Comme le temps politique, le temps de l'entreprise est limité, et structuré par les assemblées générales annuelles. Comment introduire la prise en compte du long terme dans la conduite du changement ? Il faut être à l'avant-garde. En partenariat avec HEC, nous étudions les comportements des jeunes générations, en termes d'habitat, de mobilité, de relations à la famille... Les premiers résultats montrent que, si les concepts de développement durable ou d'économie sociale et solidaire ne font pas partie de leurs grilles d'analyse, ils structurent déjà leurs modes de vie, et leur attitude face au politique ou à l'entreprise, d'une autre manière, sous le signe de la spontanéité et du moment présent et non plus du long terme.
Notre campus annuel, qui a généralement lieu en juillet, est le temps fort des activités de nos groupes de travail. Nous parlerons cette année, le 2 juillet, de la transition énergétique et comportementale et de la révolution des modèles économiques.
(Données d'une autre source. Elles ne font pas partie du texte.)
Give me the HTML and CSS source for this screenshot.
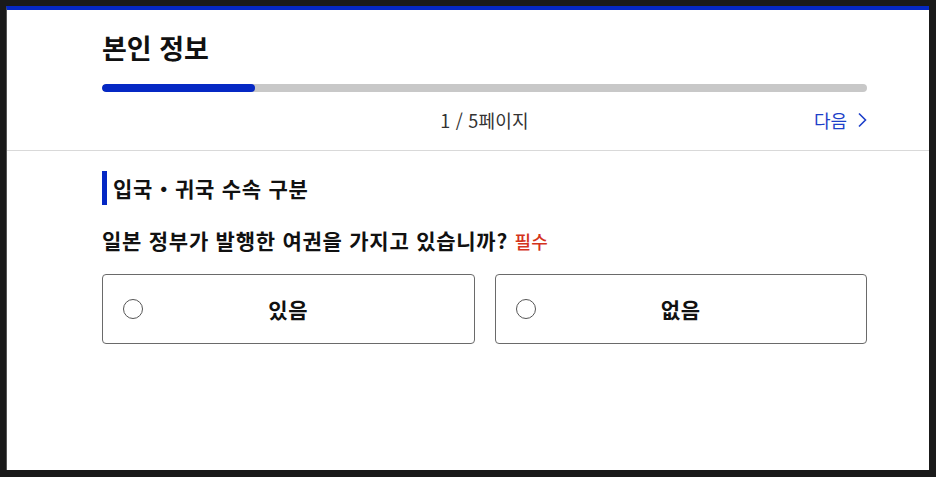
FILE: index.html
```html
<!DOCTYPE html>
<html lang="ko">
<head>
<meta charset="utf-8">
<title>본인 정보</title>
<link rel="stylesheet" href="styles.css">
</head>
<body>
<div class="frame">
  <header class="header">
    <div class="inner">
      <h1 class="title">본인 정보</h1>
      <div class="progress"><div class="progress-fill" style="width: 20%"></div></div>
      <div class="nav">
        <span class="nav-side"></span>
        <span class="page-count">1 / 5페이지</span>
        <a class="next" href="#">다음
          <svg class="chev" width="10" height="16" viewBox="0 0 10 16"><polyline points="2,1.5 8.5,8 2,14.5" fill="none" stroke="#1d3fc9" stroke-width="1.6"/></svg>
        </a>
      </div>
    </div>
  </header>
  <main class="inner">
    <h2 class="section-title">입국・귀국 수속 구분</h2>
    <p class="question">일본 정부가 발행한 여권을 가지고 있습니까? <span class="required">필수</span></p>
    <div class="options">
      <label class="option"><span class="radio"></span><span class="option-label">있음</span><span></span></label>
      <label class="option"><span class="radio"></span><span class="option-label">없음</span><span></span></label>
    </div>
  </main>
</div>
</body>
</html>
```

FILE: styles.css
```css
html, body {
  margin: 0;
  padding: 0;
}
body {
  background: #1a1a1a;
  font-family: "Noto Sans CJK KR", "Noto Sans", sans-serif;
  color: #111;
  padding: 6px 7px 7px 6px;
  box-sizing: border-box;
  height: 477px;
}
.frame {
  background: #fff;
  border-top: 4px solid #0528c4;
  border-left: 1px solid #555;
  height: 460px;
  box-sizing: content-box;
}
.inner {
  padding: 0 62px 0 95px;
}
.header {
  border-bottom: 1px solid #d9d9d9;
  padding-top: 20px;
  padding-bottom: 19px;
}
.title {
  margin: 0;
  font-size: 27px;
  font-weight: 700;
  line-height: 36px;
  color: #111;
}
.progress {
  margin-top: 18px;
  height: 8px;
  border-radius: 4px;
  background: #c8c8c8;
  overflow: hidden;
}
.progress-fill {
  height: 100%;
  background: #0528c4;
  border-radius: 4px;
}
.nav {
  margin-top: 15px;
  display: grid;
  grid-template-columns: 1fr auto 1fr;
  align-items: center;
  height: 24px;
}
.page-count {
  font-size: 18px;
  letter-spacing: 0.2px;
  color: #333;
}
.next {
  justify-self: end;
  display: flex;
  align-items: center;
  gap: 10px;
  color: #1d3fc9;
  font-size: 18px;
  text-decoration: none;
}
.section-title {
  margin: 20px 0 0;
  border-left: 5px solid #0528c4;
  padding-left: 6px;
  height: 34px;
  line-height: 34px;
  font-size: 21px;
  letter-spacing: 0.75px;
  font-weight: 700;
}
.question {
  margin: 21px 0 0;
  font-size: 21px;
  letter-spacing: 0.75px;
  font-weight: 700;
  line-height: 28px;
}
.required {
  color: #d4331c;
  font-size: 18px;
  letter-spacing: 0;
  font-weight: 500;
}
.options {
  margin-top: 19px;
  display: grid;
  grid-template-columns: 1fr 1fr;
  gap: 20px;
}
.option {
  height: 70px;
  box-sizing: border-box;
  border: 1px solid #6a6a6a;
  border-radius: 4px;
  display: grid;
  grid-template-columns: 1fr auto 1fr;
  align-items: center;
  padding: 0 20px;
}
.radio {
  width: 20px;
  height: 20px;
  box-sizing: border-box;
  border: 1px solid #555;
  border-radius: 50%;
}
.option-label {
  font-size: 21px;
  letter-spacing: 0.8px;
  font-weight: 700;
}
```
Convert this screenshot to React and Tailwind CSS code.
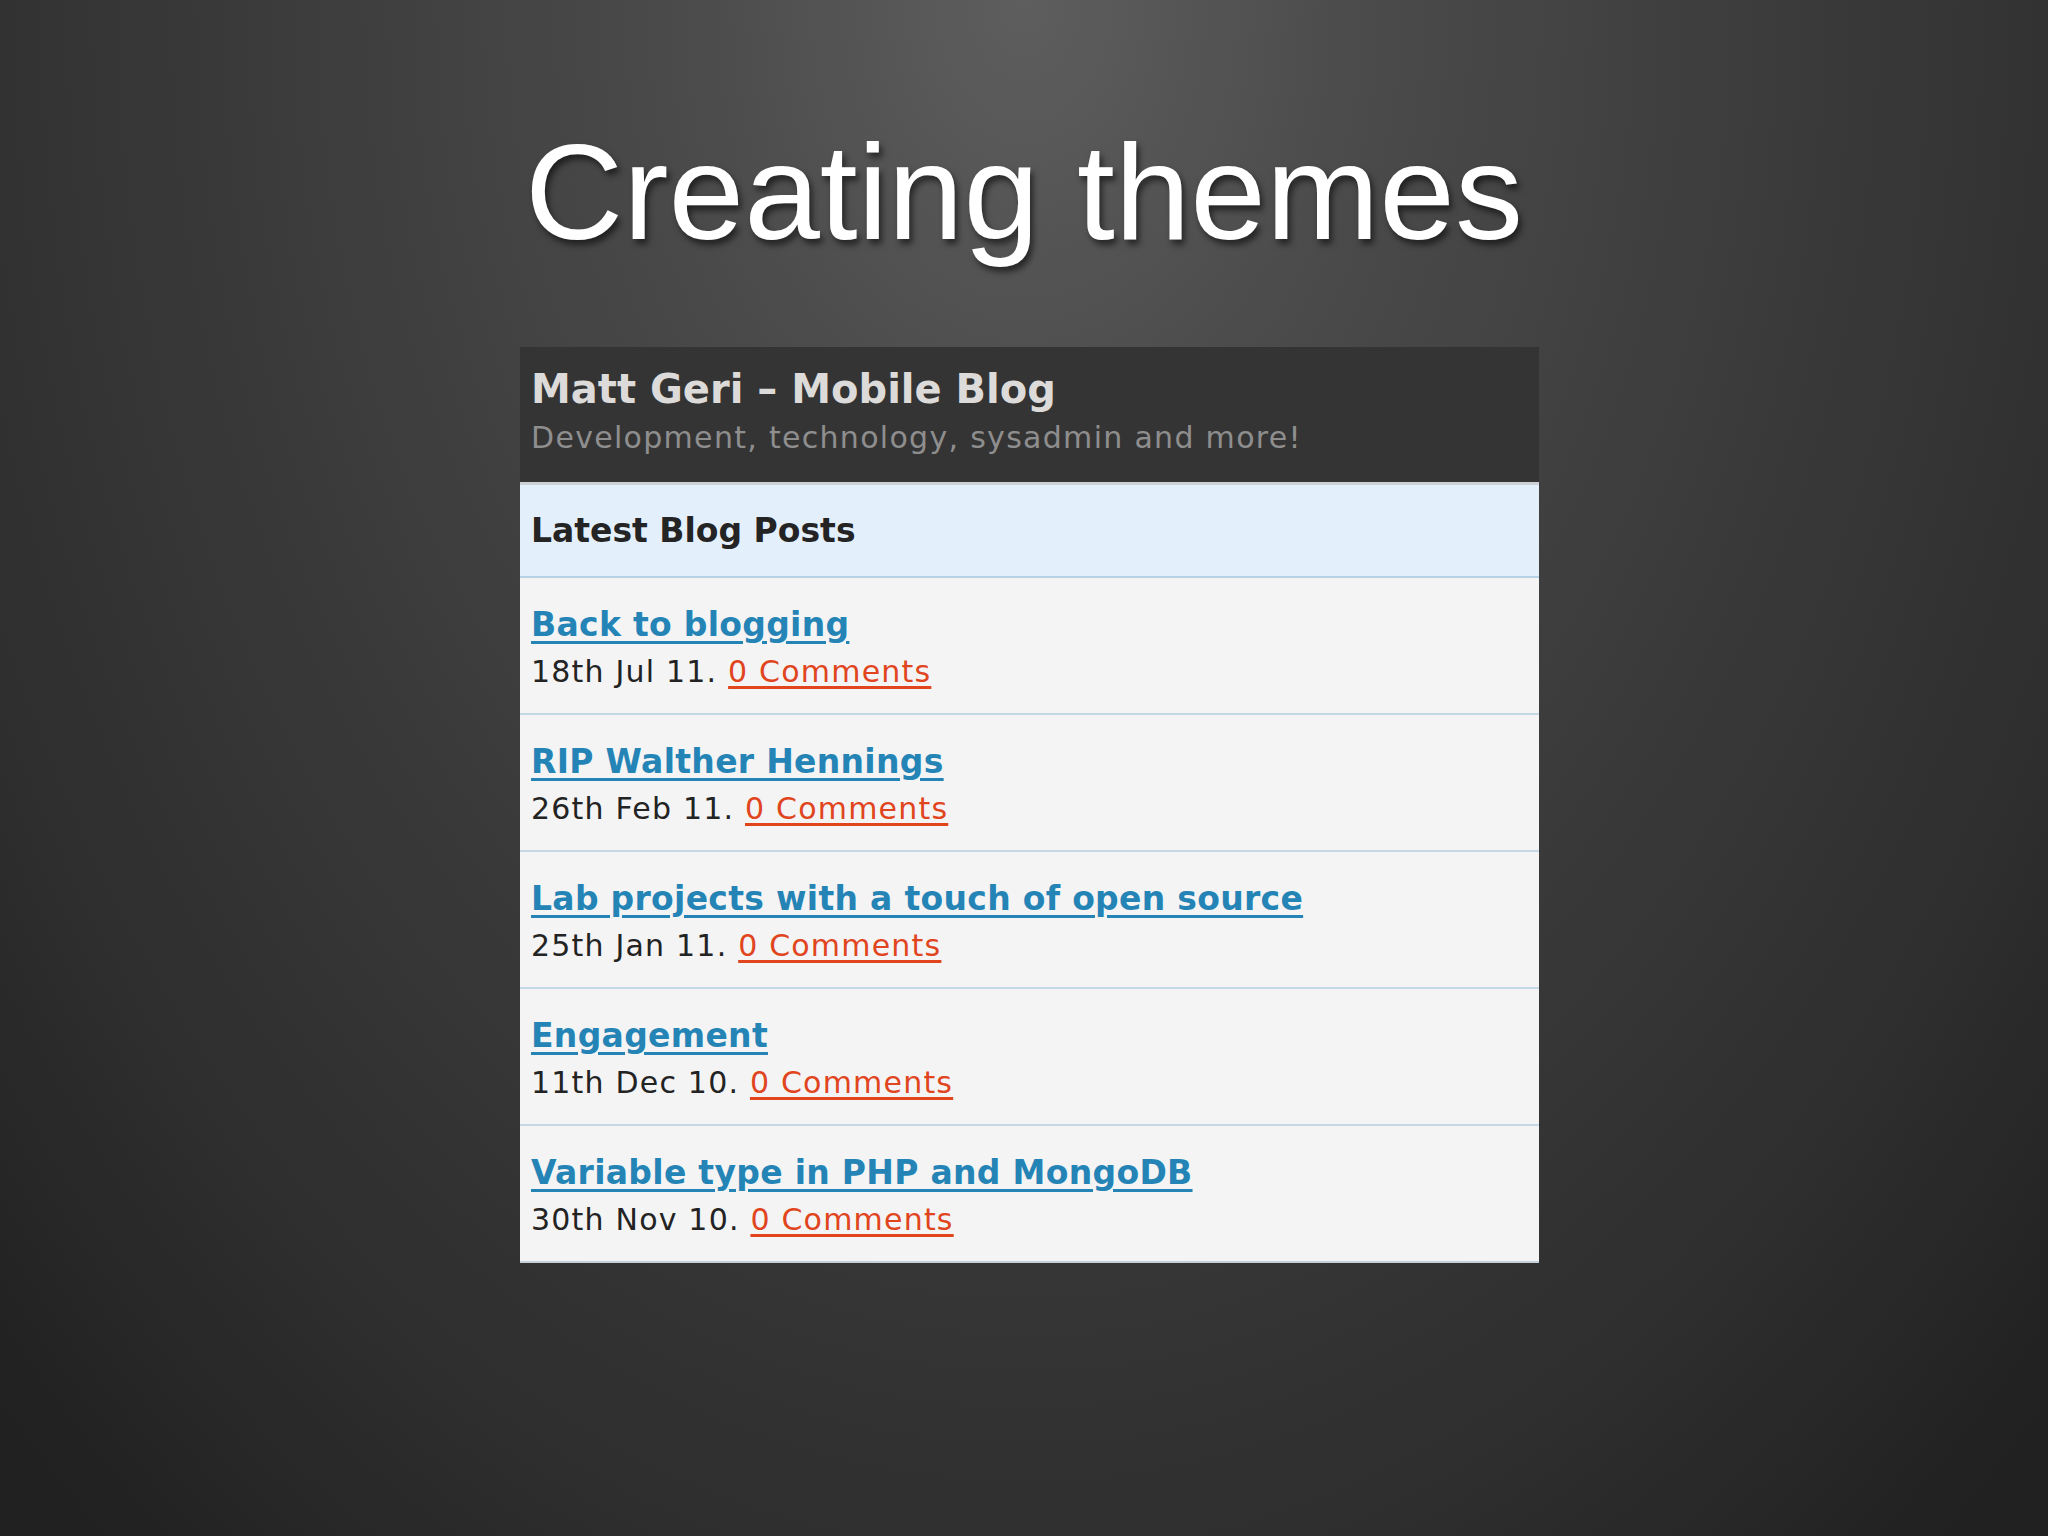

Il y a trois principaux moteurs de ces changements : la conviction des dirigeants ; l'évolution de l'opinion publique, qui n'est pas exclusivement focalisée sur l'emploi et le pouvoir d'achat - j'imagine que vous sentez cette anxiété dans vos départements - mais prend conscience de la nécessité d'intégrer à tous les échelons les préoccupations environnementales, dont le lien avec les questions économiques est de mieux en mieux senti - c'est peut-être ce qui nous fera sortir de la crise - ; les décisions politiques, car la régulation a une grande importance : elle fixe un cadre commun et rassurant. Au C3D, nous ne défendons pas nos intérêts sectoriels, mais incarnons un état d'esprit qui dépasse chacun de nos secteurs. Nous sommes à votre disposition pour toute collaboration que vous jugeriez utile.